Supplemental Table 6: Genes predicted to be essential for growth on all core carbon substrates for all strains.
Data Access
All completed genomes generated in this study have been deposited in GenBank under BioProject PRJNA768294 (accessions for individual genomes listed in Supplemental Table 1). All strain metabolic models generated in this study have been deposited in json format, along with the gene annotations used in the models, in figshare doi:10.26180/16702840.

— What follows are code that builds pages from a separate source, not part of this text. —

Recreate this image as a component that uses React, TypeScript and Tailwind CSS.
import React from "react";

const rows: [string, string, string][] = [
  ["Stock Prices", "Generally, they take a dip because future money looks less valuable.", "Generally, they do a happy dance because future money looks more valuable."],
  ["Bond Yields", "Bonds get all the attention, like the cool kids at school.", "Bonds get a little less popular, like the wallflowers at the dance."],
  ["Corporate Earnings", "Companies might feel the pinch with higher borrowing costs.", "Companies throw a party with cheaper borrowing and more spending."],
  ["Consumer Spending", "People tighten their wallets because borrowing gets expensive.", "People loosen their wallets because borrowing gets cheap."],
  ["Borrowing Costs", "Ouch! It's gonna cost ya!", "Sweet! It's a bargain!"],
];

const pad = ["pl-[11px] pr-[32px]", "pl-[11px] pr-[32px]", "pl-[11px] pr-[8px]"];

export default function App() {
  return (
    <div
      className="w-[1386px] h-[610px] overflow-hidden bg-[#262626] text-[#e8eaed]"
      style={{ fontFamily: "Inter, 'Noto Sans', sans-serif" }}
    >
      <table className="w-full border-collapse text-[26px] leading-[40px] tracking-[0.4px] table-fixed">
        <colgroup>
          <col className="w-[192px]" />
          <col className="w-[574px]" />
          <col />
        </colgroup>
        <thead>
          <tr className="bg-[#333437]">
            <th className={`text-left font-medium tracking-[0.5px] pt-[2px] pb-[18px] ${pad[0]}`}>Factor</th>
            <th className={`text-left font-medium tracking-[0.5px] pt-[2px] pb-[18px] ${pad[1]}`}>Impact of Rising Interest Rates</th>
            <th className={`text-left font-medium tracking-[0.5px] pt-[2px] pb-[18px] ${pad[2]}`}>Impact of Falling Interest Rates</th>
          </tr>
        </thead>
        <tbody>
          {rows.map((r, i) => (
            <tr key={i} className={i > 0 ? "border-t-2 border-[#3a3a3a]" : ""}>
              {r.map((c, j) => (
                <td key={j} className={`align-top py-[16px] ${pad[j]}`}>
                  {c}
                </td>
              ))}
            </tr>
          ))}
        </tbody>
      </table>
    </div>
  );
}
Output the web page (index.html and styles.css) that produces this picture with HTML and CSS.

Competing Interest Statement
The authors declare that they have no competing interests.
Funding
This work was funded by an Australian Research Council Discovery Project (DP200103364, awarded to KLW, KEH, JM and SB), a 2019 Endeavour Fellowship (awarded to JH), the Bill & Melinda Gates Foundation (OPP1175797, awarded to KEH) and a National Health and Medical Research Council of Australia Investigator Grant (APP1176192, awarded to KLW). CR was supported by a Roux-Cantarini grant from Institut Pasteur. SB and JSLF were supported by the SpARK project “The rates and routes of transmission of multidrug resistant Klebsiella clones and genes into the clinic from environmental sources,” which has received funding under the 2016 JPI-AMR call “Transmission Dynamics” (MRC reference MR/R00241X/1). Under the grant conditions of the Bill & Melinda Gates Foundation, a Creative Commons Attribution 4.0 Generic License has already been assigned to the Author Accepted Manuscript version that might arise from this submission.
Author Contributions
JH, KEH, JMM and KLW conceived the study and designed analyses. SB, CR, SLF and JSFL provided bacterial isolates and Biolog phenotype data. BV, LMJ, TH and CR generated novel sequence and/or phenotype data. JH, BV and KLW performed data analyses. JH, JMM, SB, KEH and KLW obtained funding. JH and KLW wrote the manuscript. All authors read, commented on and approved the manuscript.
Acknowledgments
We thank Virginie Passet (Institut Pasteur) for assistance with Nanopore sequencing and Biolog data generation.